Consider this situation: When a VZW customer opens an account and obtains a new line and phone number, they are leasing that number from VZW. That number is a unique identifier that is tied to that customer account, and any other relevant personal information. To me, these unique identifiers (either in long or short term possession) are like your social security number, or a leased car's registration to a specific individual. When those numbers are used to commit a crime (fraud), that person registered to the unique identifier are held responsible until they can prove their innocence.
That's how I got a case number from the FTC: I didn't want to be blamed for businesses getting spammed with one of my numbers. My only back up is my call history that VZW has on record.
Shouldn't apps like Burner be denied the ability to generate numbers that are already in service? Before the digital age it was almost impossible to get someone else's number because of how the numbering system worked. It's the technology that needs to be reined in.
Spoofing isn't going away any time soon. Just the other day YouTube was proudly advertising an ad for a spoofing app in the middle of a video I was watching.
I've seen a news report in the last couple days touting a new feature that Verizon, AT&T, and (maybe) Sprint plan to implement by the end of the year. There were no details, but it appears to be a warning that an incoming call may be spoofed. It doesn't block the number, it just identifies it as possible spoofed number based on history.

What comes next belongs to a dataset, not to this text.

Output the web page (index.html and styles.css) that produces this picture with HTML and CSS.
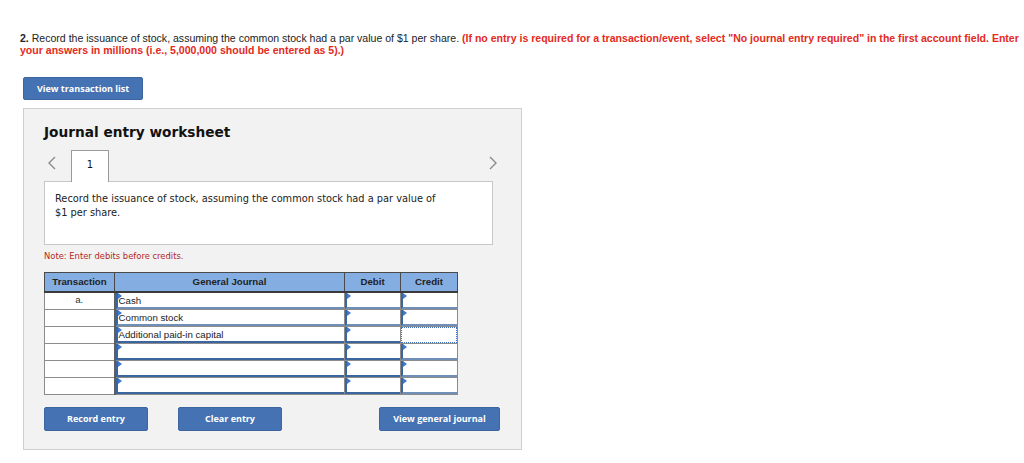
FILE: index.html
```html
<!DOCTYPE html>
<html>
<head>
<meta charset="utf-8">
<link rel="stylesheet" href="styles.css">
</head>
<body>
<div class="page">
  <p class="question"><b>2.</b> Record the issuance of stock, assuming the common stock had a par value of $1 per share. <span class="req">(If no entry is required for a transaction/event, select "No journal entry required" in the first account field. Enter<br>your answers in millions (i.e., 5,000,000 should be entered as 5).)</span></p>
  <button class="btn btn-list">View transaction list</button>
  <section class="panel">
    <h2 class="title">Journal entry worksheet</h2>
    <div class="nav">
      <span class="chev chev-left">
        <svg width="8" height="14" viewBox="0 0 8 14"><path d="M7 1 L1 7 L7 13" fill="none" stroke="#8a8a8a" stroke-width="1.4"/></svg>
      </span>
      <span class="tab">1</span>
      <span class="spacer"></span>
      <span class="chev chev-right">
        <svg width="8" height="14" viewBox="0 0 8 14"><path d="M1 1 L7 7 L1 13" fill="none" stroke="#8a8a8a" stroke-width="1.4"/></svg>
      </span>
    </div>
    <div class="desc">Record the issuance of stock, assuming the common stock had a par value of<br>$1 per share.</div>
    <p class="note">Note: Enter debits before credits.</p>
    <table class="journal">
      <colgroup><col class="c1"><col class="c2"><col class="c3"><col class="c4"></colgroup>
      <thead>
        <tr><th>Transaction</th><th>General Journal</th><th>Debit</th><th>Credit</th></tr>
      </thead>
      <tbody>
        <tr><td class="tr">a.</td><td><div class="inp">Cash</div></td><td><div class="inp"></div></td><td><div class="inp"></div></td></tr>
        <tr><td class="tr"></td><td><div class="inp">Common stock</div></td><td><div class="inp"></div></td><td><div class="inp"></div></td></tr>
        <tr><td class="tr"></td><td><div class="inp dark">Additional paid-in capital</div></td><td><div class="inp dark"></div></td><td><div class="inp focus"></div></td></tr>
        <tr><td class="tr"></td><td><div class="inp dark"></div></td><td><div class="inp dark"></div></td><td><div class="inp"></div></td></tr>
        <tr><td class="tr"></td><td><div class="inp dark"></div></td><td><div class="inp dark"></div></td><td><div class="inp"></div></td></tr>
        <tr><td class="tr"></td><td><div class="inp dark"></div></td><td><div class="inp dark"></div></td><td><div class="inp"></div></td></tr>
      </tbody>
    </table>
    <div class="actions">
      <button class="btn btn-act">Record entry</button>
      <button class="btn btn-act btn-clear">Clear entry</button>
      <span class="spacer"></span>
      <button class="btn btn-act btn-view">View general journal</button>
    </div>
  </section>
</div>
</body>
</html>
```

FILE: styles.css
```css
* { box-sizing: border-box; }
html, body { margin: 0; padding: 0; background: #fff; }
body { font-family: "Liberation Sans", Arial, sans-serif; color: #222; }

.page { padding: 32px 0 0 20px; }

.question {
  margin: 0;
  font-size: 10.55px;
  line-height: 12px;
  color: #222;
  white-space: nowrap;
}
.question .req { color: #e42a22; font-weight: bold; }

.btn {
  display: inline-flex;
  align-items: center;
  justify-content: center;
  background: #4572b2;
  color: #fff;
  border: 1px solid #3d66a1;
  border-radius: 2px;
  font-family: "Open Sans", "Liberation Sans", sans-serif;
  font-weight: 700;
  font-size: 9px;
  padding: 0;
  cursor: pointer;
}
.btn-list {
  margin: 21px 0 0 3px;
  width: 120px;
  height: 23px;
}

.panel {
  margin: 8px 0 0 3px;
  width: 499px;
  height: 342px;
  background: #f2f2f2;
  border: 1px solid #cfcfcf;
  padding: 15px 0 0 20px;
}

.title {
  margin: 0;
  font-family: "DejaVu Sans", Verdana, sans-serif;
  font-weight: bold;
  font-size: 13.7px;
  line-height: 16px;
  color: #111;
}

.nav {
  display: flex;
  align-items: flex-end;
  width: 456px;
  height: 27px;
  margin-top: 14px;
}
.chev { display: flex; align-items: center; height: 30px; margin-bottom: 3px; }
.chev-left { margin-left: 4px; width: 23px; }
.chev-right { margin-right: 3px; }
.spacer { flex: 1; }
.tab {
  width: 38px;
  height: 32px;
  margin-bottom: -1px;
  background: #fff;
  border: 1px solid #9a9a9a;
  border-bottom: none;
  font-family: "DejaVu Sans", Verdana, sans-serif;
  font-size: 10px;
  color: #111;
  text-align: center;
  padding-top: 8px;
  position: relative;
  z-index: 1;
}

.desc {
  width: 449px;
  height: 64px;
  background: #fff;
  border: 1px solid #c8c8c8;
  padding: 10px 10px;
  font-family: "DejaVu Sans", Verdana, sans-serif;
  font-size: 9.8px;
  line-height: 14px;
  color: #222;
}

.note {
  margin: 5px 0 0 0;
  font-family: "DejaVu Sans", Verdana, sans-serif;
  font-size: 8.4px;
  line-height: 12px;
  color: #b3261e;
}

.journal {
  margin-top: 10px;
  border-collapse: collapse;
  table-layout: fixed;
  width: 413px;
  font-family: "Liberation Sans", Arial, sans-serif;
  font-size: 9.7px;
}
.journal col.c1 { width: 70px; }
.journal col.c2 { width: 230px; }
.journal col.c3 { width: 56px; }
.journal col.c4 { width: 57px; }

.journal th {
  height: 19px;
  background: #84aee2;
  border: 1px solid #4a4a4a;
  border-bottom: 2px solid #3a3a3a;
  font-weight: bold;
  color: #222;
  padding: 0;
  text-align: center;
}
.journal td {
  height: 17px;
  padding: 0;
  border: 1px solid #8c8c8c;
  background: #fff;
  vertical-align: top;
}
.journal td.tr {
  text-align: center;
  vertical-align: middle;
  color: #333;
  border-right: 2px solid #5e5e5e;
  background: #fff;
}
.journal tbody tr:first-child td.tr { vertical-align: top; line-height: 14px; }

.inp {
  position: relative;
  height: 16px;
  background: #fff;
  border-left: 2px solid #3b659f;
  border-bottom: 2px solid #6f8fb8;
  padding: 2px 0 0 1px;
  line-height: 12px;
  color: #222;
}
.inp.dark { border-bottom-color: #3b659f; }
.inp::before {
  content: "";
  position: absolute;
  left: 0;
  top: 0;
  border-top: 3px solid transparent;
  border-bottom: 3px solid transparent;
  border-left: 4px solid #3f78cf;
}
.inp.focus {
  border: 1px dotted #3a6ec2;
  border-width: 1.5px;
}
.inp.focus::before { display: none; }

.actions {
  display: flex;
  width: 456px;
  margin-top: 12px;
}
.btn-act { width: 104px; height: 24px; }
.btn-clear { margin-left: 30px; }
.btn-view { width: 121px; }
```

As much as I use YouTube, I have noticed the same thing:
There are tons of videos out there teaching how to hack someone's phone, plus how to spoof. Accepting advertising money for shady app/software developers is a new low though.
Since I'm in California, and endlessly frustrated by hacking and spoofing personally affecting me, Google (and it's affiliates) completely ignore California privacy and identity protection laws that they are supposed to uphold. Take note of that, Verizon!
Here's what the FCC says regarding the Caller ID spoofing law of 2009: Under the Truth in Caller ID Act, FCC rules prohibit anyone from transmitting misleading or inaccurate Identificador de llamadas information with the intent to defraud, cause harm or wrongly obtain anything of value. Anyone who is illegally suplantación can face penalties of up to $10,000 for each violation.
I understand many of these spoofers are located outside of the United States, and therefore difficult to catch and prosecute. But that's why I noted that neither government agency has an online reporting feature for victims of spoofing, especially revenge spoofing where a person's number is targeted to solicit sales quotes etc from legitimate businesses.
As long as companies, like Google, don't enforce the laws they are required by their home state to uphold, companies like Verizon, etc will keep running in circles with their Caller ID software etc. It's like plugging one hole in a breaching dam with a thousand other holes.
Typical Politics is whats happening no actual effect to fix the issue, the telephone companies blame fcc / do not call list, and vice versa.
The correct solution to FIX SPOOFING rests 100% on the phone services companies to fix their phone systems and update it so each number is registered and has a hash code tag with it thats invisible past the phone number that only the gov and phone company attach to a real phone number registered to a legit phone PERSON. This way any calls that don'T have the hash tag along with it aka a SPOOFED PHONE NUMBER WONT HAVE THE INVISIBLE HASH TAG CODE SO IT WILL BE FAKE AND REJECTED BY THE PHONE COMPANY AND CANT BE DIALED.
This type of system is the only way to fix such issues. Then they cant copy a phone number because they wont have access to the secret hash code also along with the phone number to make a call.
This way when you register on the do not call list, when someone does SPAM you, you can file a small claims court against then since is registered the owner will be known now ( not spoofed ) so they will pay you $500.00 fine for it. Like many they say they get lots of spammers a day, file claims on 20 bad calls a day x 500 bucks and you can get rich off the scammers.
If the phone companies stop blaming others and get FIX thier phone system so all numbers are FCC registered and all numbers when dialed have a secret hash code check 1st to insure its real registered person, not a spoof.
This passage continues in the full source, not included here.